In a sport where the goalposts keep moving, Doeren’s stayed steady. The words haven’t changed. The belief hasn’t wavered. But the gap between message and result has slowly widened.
“I expect to win every game,” he said this spring — just as he said last summer, and the summer before that. But NC State didn’t win every game. It lost seven — and with them, the momentum that once felt sustainable. It lost its bowl game, extending the drought to seven years. It was outscored by 65 points in two ranked matchups and hasn’t beaten a top-25 team since 2022.
In fact, Doeren holds an 8-29 record against top-25 opponents across his 13-year tenure, the third-lowest among returning ACC coaches. Against unranked teams, he’s 79-36.
That dichotomy — dominant against the middle, stuck against the top — doesn’t just summarize his tenure. It defines it. NC State rarely bottoms out under Doeren. But it rarely breaks through, either.
This isn’t about apathy or complacency. No one questions whether Dave Doeren wants to win. He works like someone who does. He speaks like someone who does. But in today’s version of college football, intent doesn’t always match outcome — especially when the rules change faster than the culture can.
“I don’t think pressure really exists,” Doeren said. “Every year I come into this job with the exact same expectations: to be the very best football team we can be and to win every game we can win.”
It’s a noble mindset — one rooted in belief. But in 2025, pressure exists whether you acknowledge it or not.
The fit that once set Doeren apart doesn’t hold the same weight anymore. NIL has changed the equation. The transfer portal has changed the pace. College football no longer rewards long-term foundation as much as it rewards short-term flexibility. The game is fast — and less forgiving.

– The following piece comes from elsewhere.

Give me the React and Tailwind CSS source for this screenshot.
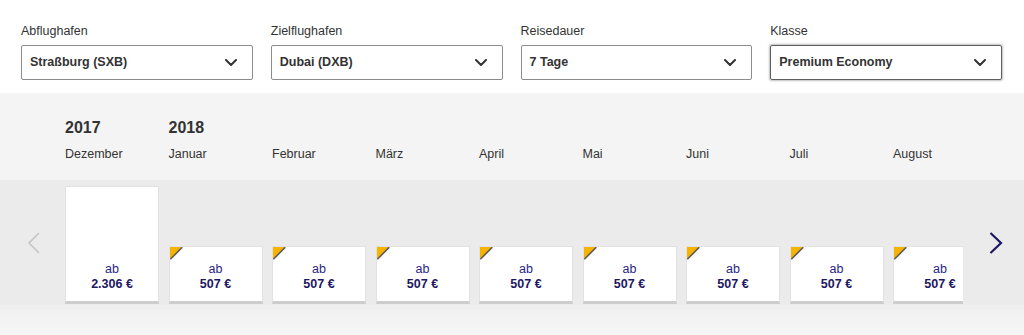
import React from "react";

const selects = [
  { label: "Abflughafen", value: "Straßburg (SXB)" },
  { label: "Zielflughafen", value: "Dubai (DXB)" },
  { label: "Reisedauer", value: "7 Tage" },
  { label: "Klasse", value: "Premium Economy", focused: true },
];

const months = ["Dezember", "Januar", "Februar", "März", "April", "Mai", "Juni", "Juli", "August"];

function ChevronDown() {
  return (
    <svg width="12" height="7" viewBox="0 0 12 7" fill="none">
      <polyline points="1,1 6,6 11,1" stroke="#333" strokeWidth="2" strokeLinecap="round" strokeLinejoin="round" />
    </svg>
  );
}

function Corner() {
  return (
    <svg className="absolute left-0 top-0" width="13" height="13" viewBox="0 0 13 13">
      <polygon points="0,0 12,0 0,12" fill="#f6b300" />
      <line x1="12.3" y1="0.3" x2="0.3" y2="12.3" stroke="#5a5a5a" strokeWidth="1.6" />
    </svg>
  );
}

function Card({ tall, price, corner }) {
  return (
    <div
      className={`relative flex w-[94px] shrink-0 flex-col items-center justify-end border border-[#e2e2e2] border-b-[3px] border-b-[#cdcdcd] bg-white pb-[9px] ${
        tall ? "h-[118px]" : "h-[58px]"
      }`}
    >
      {corner && <Corner />}
      <div className="text-[12.5px] leading-[15px] text-[#2a2585]">ab</div>
      <div className="text-[12.5px] font-bold leading-[15px] text-[#1d1763]">{price}</div>
    </div>
  );
}

export default function App() {
  return (
    <div className="w-[1024px] h-[335px] overflow-hidden bg-white font-['Liberation_Sans',Arial,sans-serif] text-[#333]">
      {/* Top selects */}
      <div className="grid grid-cols-4 gap-x-[18px] pl-[21px] pr-[22px] pt-[24px] pb-[13px]">
        {selects.map((s) => (
          <div key={s.label} className="flex flex-col">
            <div className="mb-[7px] text-[12.5px] leading-[14px] text-[#333]">{s.label}</div>
            <div
              className={`flex h-[35px] items-center justify-between rounded-[2px] border pl-[8px] pr-[15px] ${
                s.focused
                  ? "border-[#5f5f5f] shadow-[0_0_2px_1px_rgba(0,0,0,0.25)]"
                  : "border-[#8c8c8c]"
              }`}
            >
              <span className="text-[12.5px] font-bold text-[#333]">{s.value}</span>
              <ChevronDown />
            </div>
          </div>
        ))}
      </div>

      {/* Calendar header */}
      <div className="bg-[#f4f4f4] pl-[65px] pt-[25px] pb-[18px]">
        <div className="flex gap-[9.5px]">
          <div className="w-[94px] shrink-0 text-[16px] font-bold leading-[20px] text-[#333]">2017</div>
          <div className="w-[94px] shrink-0 text-[16px] font-bold leading-[20px] text-[#333]">2018</div>
        </div>
        <div className="mt-[8px] flex gap-[9.5px]">
          {months.map((m) => (
            <div key={m} className="w-[94px] shrink-0 text-[12.5px] leading-[16px] text-[#333]">
              {m}
            </div>
          ))}
        </div>
      </div>

      {/* Cards band */}
      <div className="flex h-[125px] bg-[#ebebeb]">
        <div className="flex w-[65px] shrink-0 items-center pl-[27px]">
          <svg width="13" height="22" viewBox="0 0 13 22" fill="none">
            <polyline points="12,1 2,11 12,21" stroke="#c4c4c4" strokeWidth="1.6" />
          </svg>
        </div>
        <div className="flex w-[898px] shrink-0 items-end gap-[9.5px] overflow-hidden pb-[1px]">
          <Card tall price="2.306 €" />
          {Array.from({ length: 8 }).map((_, i) => (
            <Card key={i} price="507 €" corner />
          ))}
        </div>
        <div className="flex flex-1 items-center pl-[26px]">
          <svg width="14" height="22" viewBox="0 0 14 22" fill="none">
            <polyline points="1.5,1 12,11 1.5,21" stroke="#1d1763" strokeWidth="2.2" />
          </svg>
        </div>
      </div>

      {/* Bottom strip */}
      <div className="h-[30px] bg-gradient-to-b from-[#efefef] to-[#f6f6f6]" />
    </div>
  );
}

“I had a lot of goals when I got here, and I’ve accomplished a lot of them,” Doeren said. “But there’s still meat on the bone. 10 plus wins, winning the ACC, being in the playoffs, these are all things that I think — and know — that we can do with the right players and right staff.”
It’s not that he doesn’t see the ceiling. It’s that he still believes he can reach it — with time, with culture, with continuity. But that belief now feels increasingly misaligned with the forces shaping the sport around him.
In that way, Doeren has become something of a symbol — not of failure, but of the college football middle class. Steady, competitive, respected. Good enough to matter. Rarely bad enough to force change. But rarely equipped to rise above the churn.
And that’s where the pressure builds. Not just from fans or outsiders, but from the man himself. Doeren’s own words — about championships, about winning every game — have helped raise the bar, setting a standard that may no longer reflect the reality of today’s landscape.
Built to last, not to rise — that’s been the shape of NC State football for most of the last decade. But if Doeren’s tenure has taught anything, it’s that fit still matters, even in an era defined by change.
“We look at this as our place,” Doeren said. “I care deeply about what we do. No one hurts more than I do when we don’t perform the way that I want us to. I’ve put a lot of blood, sweat and energy into this place.”
13 years in, that still counts for something. Whether it’s still enough — that’s what this season may reveal.